Teenage girls get new start

Vulnerable teenage girls in Tamworth are to be helped by a project largely funded by Quakers

Lauren aged two, with her mother, helps Jeffery Smith, QHT trustee cut the ribbon. | Photo: Courtesy of Quaker Housing Trust

Vulnerable teenage girls are to be helped by a largely Quaker-funded project that has just been opened in Tamworth.  Quaker Housing Trust (QHT) trustee Jeffery Smith presided at the official opening last week of Home-Start Tamworth.

The newly renovated accommodation for vulnerable teenage girls was largely funded by QHT. The Trust provided £12,000 of the £20,000 needed to install new fire alarm systems, fire doors, a laundry room and an additional shower room.

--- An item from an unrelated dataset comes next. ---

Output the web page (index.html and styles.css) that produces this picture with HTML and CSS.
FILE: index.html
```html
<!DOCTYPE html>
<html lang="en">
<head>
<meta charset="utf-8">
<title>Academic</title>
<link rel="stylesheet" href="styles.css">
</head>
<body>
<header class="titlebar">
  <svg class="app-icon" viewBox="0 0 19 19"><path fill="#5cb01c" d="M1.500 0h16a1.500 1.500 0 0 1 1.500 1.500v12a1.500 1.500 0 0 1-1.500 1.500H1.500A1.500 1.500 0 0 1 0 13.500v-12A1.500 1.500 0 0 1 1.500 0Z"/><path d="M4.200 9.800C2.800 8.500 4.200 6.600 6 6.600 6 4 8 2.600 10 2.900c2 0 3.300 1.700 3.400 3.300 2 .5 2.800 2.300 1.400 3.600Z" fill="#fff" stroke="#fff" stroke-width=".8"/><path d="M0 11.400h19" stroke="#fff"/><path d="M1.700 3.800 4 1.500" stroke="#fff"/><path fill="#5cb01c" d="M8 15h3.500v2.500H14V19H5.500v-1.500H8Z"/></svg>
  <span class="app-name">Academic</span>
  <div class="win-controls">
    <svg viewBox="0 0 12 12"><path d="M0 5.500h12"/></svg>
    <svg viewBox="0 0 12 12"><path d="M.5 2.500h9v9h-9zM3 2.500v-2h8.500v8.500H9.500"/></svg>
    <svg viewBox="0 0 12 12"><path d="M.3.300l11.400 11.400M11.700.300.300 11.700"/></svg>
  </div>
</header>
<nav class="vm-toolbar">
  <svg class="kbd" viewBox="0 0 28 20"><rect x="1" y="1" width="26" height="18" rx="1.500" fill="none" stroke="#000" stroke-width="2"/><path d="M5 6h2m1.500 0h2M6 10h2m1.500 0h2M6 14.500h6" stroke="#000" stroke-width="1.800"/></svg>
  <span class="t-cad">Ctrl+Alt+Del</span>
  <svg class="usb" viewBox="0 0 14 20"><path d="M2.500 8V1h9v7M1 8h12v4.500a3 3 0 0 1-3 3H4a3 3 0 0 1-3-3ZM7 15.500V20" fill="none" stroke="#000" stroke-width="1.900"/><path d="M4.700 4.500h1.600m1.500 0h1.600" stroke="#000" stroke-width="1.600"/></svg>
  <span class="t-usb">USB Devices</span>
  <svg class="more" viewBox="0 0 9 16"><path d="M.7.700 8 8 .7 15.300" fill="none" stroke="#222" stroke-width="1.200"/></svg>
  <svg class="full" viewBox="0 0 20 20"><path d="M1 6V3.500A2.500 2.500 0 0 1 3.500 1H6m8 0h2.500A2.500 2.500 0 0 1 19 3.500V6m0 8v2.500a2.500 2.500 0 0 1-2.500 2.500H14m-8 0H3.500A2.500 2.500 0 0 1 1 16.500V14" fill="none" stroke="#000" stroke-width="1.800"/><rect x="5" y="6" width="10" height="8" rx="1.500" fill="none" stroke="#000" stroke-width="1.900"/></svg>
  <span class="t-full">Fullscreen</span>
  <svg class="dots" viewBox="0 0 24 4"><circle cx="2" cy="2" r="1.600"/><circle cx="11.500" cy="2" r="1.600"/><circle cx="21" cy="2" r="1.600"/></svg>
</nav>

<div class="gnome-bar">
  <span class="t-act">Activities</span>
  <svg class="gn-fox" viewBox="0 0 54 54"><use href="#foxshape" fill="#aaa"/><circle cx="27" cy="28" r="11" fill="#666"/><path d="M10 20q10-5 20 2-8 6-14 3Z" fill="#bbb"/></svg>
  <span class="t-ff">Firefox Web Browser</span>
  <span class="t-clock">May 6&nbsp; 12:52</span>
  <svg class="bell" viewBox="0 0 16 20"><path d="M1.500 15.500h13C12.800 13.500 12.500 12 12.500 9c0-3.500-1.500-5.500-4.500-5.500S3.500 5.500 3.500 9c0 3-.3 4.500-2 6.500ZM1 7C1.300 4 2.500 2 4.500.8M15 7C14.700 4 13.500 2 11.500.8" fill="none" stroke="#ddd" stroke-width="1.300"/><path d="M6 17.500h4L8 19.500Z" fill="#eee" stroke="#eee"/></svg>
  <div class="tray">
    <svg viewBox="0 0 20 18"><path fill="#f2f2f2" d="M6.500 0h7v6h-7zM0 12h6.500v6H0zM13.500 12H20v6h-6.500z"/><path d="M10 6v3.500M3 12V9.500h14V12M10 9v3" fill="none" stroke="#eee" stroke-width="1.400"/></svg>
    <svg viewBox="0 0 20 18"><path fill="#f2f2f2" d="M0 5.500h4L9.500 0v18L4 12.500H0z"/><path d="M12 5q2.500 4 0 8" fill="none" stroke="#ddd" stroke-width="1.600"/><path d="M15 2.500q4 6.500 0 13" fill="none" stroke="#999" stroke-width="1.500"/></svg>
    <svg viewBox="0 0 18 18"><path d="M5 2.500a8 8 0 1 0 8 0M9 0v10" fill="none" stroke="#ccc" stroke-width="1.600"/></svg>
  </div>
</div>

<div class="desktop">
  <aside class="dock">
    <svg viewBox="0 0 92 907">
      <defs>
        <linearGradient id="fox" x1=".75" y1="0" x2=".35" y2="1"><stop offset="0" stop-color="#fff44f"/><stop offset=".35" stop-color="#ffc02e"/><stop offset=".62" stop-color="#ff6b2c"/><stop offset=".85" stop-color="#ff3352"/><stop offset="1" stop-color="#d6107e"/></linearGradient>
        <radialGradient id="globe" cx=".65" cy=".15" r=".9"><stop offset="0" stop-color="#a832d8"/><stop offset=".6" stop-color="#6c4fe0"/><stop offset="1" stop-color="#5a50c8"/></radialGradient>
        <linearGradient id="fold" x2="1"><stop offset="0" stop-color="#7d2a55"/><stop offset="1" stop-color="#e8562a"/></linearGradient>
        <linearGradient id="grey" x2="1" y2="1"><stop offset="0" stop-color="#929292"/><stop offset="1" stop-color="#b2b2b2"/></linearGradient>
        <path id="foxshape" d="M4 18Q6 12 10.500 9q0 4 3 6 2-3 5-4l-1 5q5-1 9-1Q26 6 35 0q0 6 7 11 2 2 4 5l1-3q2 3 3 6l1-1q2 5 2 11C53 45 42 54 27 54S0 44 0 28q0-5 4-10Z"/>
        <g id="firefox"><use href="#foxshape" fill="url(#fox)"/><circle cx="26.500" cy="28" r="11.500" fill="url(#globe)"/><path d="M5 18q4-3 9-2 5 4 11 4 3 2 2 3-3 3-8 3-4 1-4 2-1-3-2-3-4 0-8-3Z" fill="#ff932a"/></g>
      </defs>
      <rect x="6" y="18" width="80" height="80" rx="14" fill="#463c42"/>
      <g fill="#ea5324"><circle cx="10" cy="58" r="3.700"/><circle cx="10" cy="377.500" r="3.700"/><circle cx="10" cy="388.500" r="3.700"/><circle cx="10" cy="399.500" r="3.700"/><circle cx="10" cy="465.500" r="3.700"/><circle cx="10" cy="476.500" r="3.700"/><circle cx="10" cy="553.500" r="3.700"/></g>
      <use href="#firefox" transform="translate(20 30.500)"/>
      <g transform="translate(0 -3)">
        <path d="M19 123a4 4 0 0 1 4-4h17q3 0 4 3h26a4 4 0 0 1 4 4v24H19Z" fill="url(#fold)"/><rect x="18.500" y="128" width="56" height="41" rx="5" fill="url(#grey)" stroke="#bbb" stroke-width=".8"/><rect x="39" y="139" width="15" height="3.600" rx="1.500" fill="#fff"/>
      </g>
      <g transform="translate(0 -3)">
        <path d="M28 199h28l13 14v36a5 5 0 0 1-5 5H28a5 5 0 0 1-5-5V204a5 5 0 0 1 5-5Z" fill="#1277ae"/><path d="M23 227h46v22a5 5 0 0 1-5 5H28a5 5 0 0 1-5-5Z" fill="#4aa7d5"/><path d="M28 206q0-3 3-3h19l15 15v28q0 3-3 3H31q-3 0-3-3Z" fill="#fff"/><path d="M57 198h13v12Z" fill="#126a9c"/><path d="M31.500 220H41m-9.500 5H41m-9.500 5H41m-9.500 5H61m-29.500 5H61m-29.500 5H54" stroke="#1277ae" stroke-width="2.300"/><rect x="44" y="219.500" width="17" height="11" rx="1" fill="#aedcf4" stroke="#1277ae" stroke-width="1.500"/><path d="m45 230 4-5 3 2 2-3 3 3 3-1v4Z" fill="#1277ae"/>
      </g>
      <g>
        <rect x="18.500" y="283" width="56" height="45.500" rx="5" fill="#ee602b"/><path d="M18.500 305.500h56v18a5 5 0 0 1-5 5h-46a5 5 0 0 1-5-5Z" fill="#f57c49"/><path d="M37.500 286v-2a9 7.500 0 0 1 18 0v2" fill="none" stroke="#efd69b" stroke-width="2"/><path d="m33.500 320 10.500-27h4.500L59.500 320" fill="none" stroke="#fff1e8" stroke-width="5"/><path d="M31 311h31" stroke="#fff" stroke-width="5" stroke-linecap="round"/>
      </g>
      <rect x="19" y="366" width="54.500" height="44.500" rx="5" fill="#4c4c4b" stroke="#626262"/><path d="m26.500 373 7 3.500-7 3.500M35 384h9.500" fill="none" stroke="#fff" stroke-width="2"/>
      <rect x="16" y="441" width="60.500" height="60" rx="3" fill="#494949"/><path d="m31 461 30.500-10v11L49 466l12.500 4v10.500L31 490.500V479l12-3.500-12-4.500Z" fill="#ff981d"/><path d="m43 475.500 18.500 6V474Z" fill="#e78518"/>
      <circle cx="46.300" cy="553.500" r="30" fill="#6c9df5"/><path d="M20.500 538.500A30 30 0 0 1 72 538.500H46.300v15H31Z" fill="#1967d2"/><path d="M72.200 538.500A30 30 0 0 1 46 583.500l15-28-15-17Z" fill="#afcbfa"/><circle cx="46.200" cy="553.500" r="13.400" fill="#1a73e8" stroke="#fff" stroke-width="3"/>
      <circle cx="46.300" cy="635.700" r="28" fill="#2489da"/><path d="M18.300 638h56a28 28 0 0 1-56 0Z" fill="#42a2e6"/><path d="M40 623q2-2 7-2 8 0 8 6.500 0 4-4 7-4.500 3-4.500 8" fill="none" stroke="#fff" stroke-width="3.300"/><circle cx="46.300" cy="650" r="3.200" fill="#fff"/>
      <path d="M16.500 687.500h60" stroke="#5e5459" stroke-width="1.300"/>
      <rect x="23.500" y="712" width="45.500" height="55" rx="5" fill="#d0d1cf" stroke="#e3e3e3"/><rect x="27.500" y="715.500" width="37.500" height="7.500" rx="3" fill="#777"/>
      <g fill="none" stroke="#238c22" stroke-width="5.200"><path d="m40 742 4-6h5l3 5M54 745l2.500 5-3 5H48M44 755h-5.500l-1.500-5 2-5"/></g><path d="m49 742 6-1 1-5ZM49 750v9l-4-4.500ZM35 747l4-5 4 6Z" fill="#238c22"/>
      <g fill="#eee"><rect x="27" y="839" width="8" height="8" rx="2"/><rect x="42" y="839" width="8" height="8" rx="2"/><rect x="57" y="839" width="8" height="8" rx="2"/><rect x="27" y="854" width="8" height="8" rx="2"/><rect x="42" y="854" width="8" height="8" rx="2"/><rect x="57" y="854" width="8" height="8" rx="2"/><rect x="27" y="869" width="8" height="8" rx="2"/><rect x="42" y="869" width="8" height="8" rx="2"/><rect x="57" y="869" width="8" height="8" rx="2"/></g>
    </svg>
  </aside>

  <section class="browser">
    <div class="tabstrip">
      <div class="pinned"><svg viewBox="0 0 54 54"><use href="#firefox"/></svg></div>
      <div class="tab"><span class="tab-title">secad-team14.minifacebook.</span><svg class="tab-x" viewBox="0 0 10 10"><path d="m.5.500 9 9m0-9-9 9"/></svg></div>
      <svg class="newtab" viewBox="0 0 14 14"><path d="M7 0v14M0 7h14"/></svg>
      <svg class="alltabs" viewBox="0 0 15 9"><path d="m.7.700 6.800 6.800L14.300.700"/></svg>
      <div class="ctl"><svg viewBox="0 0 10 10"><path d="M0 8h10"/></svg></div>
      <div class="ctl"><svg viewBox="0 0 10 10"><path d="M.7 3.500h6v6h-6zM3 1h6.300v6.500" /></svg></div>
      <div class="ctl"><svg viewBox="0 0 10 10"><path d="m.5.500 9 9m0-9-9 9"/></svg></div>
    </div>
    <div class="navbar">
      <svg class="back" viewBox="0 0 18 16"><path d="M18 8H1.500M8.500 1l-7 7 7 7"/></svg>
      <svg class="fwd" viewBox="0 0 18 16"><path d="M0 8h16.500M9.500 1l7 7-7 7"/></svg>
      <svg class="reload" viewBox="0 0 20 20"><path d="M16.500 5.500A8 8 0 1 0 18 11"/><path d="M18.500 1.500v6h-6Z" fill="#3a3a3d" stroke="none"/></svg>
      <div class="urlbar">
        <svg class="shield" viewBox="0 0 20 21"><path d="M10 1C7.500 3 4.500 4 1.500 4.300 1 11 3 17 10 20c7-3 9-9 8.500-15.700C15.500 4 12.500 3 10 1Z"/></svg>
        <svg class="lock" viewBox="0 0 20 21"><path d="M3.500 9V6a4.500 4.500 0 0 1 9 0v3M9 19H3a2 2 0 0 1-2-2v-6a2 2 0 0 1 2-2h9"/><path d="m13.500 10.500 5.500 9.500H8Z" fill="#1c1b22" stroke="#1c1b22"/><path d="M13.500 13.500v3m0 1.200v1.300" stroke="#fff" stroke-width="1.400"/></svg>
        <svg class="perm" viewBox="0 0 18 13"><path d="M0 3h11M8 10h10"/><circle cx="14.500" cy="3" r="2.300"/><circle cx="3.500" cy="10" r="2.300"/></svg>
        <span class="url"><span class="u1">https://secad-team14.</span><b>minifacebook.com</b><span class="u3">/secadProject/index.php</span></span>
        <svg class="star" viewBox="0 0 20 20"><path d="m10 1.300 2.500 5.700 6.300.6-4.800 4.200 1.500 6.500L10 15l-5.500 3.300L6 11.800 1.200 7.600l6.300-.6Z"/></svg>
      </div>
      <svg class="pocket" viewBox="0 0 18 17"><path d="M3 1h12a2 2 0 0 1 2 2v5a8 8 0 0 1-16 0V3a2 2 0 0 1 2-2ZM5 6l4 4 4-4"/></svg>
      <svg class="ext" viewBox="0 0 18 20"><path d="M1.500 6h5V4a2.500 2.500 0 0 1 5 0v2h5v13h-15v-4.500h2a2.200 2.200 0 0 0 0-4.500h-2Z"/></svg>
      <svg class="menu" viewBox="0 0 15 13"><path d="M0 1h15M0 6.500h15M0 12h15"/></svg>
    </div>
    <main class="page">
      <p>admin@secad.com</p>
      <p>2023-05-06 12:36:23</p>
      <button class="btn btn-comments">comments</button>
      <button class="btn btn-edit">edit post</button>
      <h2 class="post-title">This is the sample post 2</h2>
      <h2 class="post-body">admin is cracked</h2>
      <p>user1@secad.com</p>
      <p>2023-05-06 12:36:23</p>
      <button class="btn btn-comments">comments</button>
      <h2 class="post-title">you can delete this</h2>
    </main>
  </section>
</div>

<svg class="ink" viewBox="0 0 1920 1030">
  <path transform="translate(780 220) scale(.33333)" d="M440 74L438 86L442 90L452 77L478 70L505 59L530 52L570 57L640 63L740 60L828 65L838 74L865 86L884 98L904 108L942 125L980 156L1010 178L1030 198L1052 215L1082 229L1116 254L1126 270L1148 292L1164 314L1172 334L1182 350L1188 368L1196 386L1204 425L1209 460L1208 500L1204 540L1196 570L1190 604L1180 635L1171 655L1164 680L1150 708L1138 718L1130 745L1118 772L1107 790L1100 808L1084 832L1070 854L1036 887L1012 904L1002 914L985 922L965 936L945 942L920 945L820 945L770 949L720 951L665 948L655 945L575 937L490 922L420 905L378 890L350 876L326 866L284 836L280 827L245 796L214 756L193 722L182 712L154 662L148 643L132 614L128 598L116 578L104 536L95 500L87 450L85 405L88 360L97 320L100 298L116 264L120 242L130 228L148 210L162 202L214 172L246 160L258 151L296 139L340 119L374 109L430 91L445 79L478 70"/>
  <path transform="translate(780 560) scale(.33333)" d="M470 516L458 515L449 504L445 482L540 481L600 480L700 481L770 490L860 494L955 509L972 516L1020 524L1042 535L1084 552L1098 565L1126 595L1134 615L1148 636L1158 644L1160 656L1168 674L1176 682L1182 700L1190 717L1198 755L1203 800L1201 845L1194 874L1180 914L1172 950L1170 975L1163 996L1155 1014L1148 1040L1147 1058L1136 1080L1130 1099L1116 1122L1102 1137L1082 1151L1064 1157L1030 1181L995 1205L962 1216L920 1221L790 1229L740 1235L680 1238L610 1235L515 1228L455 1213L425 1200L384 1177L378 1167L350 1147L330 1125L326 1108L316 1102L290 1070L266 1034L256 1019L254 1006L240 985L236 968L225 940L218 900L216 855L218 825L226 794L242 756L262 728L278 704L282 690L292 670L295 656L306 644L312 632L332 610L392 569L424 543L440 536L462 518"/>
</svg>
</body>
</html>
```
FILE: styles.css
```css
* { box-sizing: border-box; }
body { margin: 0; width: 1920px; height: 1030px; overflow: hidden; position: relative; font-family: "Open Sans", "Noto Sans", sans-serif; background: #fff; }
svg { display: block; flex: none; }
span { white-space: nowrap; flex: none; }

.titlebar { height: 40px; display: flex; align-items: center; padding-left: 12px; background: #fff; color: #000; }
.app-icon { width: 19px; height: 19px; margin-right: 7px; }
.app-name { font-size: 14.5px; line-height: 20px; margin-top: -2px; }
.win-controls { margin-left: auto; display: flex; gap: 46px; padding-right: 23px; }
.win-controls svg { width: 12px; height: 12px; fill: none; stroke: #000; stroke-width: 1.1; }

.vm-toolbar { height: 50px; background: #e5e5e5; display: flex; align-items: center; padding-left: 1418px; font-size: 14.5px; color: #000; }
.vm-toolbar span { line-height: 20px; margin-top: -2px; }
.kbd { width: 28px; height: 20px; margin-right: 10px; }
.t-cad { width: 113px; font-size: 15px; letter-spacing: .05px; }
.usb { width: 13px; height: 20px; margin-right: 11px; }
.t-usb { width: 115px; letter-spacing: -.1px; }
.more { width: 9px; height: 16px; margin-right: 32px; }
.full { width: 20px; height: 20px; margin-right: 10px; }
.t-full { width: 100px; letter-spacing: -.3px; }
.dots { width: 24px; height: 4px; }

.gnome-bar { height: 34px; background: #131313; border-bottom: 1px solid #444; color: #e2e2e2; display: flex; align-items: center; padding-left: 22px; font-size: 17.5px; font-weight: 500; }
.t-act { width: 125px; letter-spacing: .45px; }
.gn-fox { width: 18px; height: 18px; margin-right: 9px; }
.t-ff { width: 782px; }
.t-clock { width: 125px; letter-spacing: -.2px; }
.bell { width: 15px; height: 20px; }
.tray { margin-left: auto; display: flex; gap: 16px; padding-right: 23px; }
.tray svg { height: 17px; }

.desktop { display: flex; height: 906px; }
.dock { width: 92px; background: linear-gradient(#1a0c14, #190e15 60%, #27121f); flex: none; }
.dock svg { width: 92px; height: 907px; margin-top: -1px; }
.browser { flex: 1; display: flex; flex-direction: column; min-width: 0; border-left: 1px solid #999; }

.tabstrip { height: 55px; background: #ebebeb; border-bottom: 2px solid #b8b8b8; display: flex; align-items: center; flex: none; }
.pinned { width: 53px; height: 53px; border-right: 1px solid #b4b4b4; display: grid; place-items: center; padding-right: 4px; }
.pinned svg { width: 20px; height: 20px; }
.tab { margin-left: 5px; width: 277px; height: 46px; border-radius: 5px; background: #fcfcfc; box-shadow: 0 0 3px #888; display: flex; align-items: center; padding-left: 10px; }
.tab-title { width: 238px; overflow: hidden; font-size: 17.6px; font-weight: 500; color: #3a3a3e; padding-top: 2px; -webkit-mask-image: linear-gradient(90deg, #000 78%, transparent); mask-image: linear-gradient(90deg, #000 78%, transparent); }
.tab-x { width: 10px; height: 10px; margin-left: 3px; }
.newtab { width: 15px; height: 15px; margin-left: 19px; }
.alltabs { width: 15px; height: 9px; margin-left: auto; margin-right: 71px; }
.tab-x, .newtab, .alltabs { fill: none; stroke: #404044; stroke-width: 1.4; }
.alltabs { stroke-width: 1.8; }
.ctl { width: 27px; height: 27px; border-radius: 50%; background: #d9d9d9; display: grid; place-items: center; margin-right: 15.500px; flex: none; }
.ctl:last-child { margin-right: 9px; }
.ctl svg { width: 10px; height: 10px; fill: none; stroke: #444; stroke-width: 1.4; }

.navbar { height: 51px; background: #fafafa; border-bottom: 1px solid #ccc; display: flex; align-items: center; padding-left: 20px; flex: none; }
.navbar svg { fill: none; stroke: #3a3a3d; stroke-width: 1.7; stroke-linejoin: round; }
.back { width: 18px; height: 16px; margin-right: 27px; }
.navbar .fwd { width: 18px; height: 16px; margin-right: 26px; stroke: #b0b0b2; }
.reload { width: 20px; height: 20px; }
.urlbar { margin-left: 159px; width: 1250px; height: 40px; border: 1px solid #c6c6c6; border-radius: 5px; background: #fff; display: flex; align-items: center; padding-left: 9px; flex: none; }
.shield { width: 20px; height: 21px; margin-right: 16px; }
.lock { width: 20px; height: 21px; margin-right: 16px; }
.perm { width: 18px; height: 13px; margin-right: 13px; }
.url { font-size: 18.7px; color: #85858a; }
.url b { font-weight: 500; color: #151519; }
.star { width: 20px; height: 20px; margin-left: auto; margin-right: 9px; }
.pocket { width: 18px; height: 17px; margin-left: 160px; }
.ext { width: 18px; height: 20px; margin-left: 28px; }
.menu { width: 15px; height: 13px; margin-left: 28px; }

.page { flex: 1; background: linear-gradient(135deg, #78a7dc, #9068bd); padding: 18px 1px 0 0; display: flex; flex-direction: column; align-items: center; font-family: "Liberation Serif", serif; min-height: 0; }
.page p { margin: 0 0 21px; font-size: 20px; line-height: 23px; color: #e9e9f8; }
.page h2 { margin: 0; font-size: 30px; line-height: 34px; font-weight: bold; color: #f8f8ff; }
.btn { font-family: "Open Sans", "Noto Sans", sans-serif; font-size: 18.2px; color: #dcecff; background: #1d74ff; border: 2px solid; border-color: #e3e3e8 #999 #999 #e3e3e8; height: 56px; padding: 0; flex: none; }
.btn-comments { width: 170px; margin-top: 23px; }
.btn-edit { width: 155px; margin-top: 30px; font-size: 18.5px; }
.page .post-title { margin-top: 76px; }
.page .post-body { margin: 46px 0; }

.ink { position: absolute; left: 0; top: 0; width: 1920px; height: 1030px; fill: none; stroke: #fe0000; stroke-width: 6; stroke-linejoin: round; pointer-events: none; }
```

‘Home-Start Tamworth is providing essential support to a very vulnerable group of young people, and enabling is the essence of what QHT is all about,’ said Jeffery Smith.

‘We want our help to make that vital difference to individual lives, not just here in Tamworth but across the country, by continuing to fund social housing.’

Dawn Candy, Home-Start Tamworth’s senior coordinator, explained that the new accommo-dation will provide a safe home for teenage girls who have become homeless after becoming mothers.

Tamworth, in Staffordshire, is experiencing a shortage of accommodation for younger and more vulnerable first-time parents. Home-Start hopes to assist residents with training in running a home, bringing up children and understanding the financial implications of both.

Since 2011 QHT has made fifty-nine loans or grants to fifty housing projects ranging from community groups providing homes, and sometimes training skills, to projects that are turning unused church buildings and land into homes.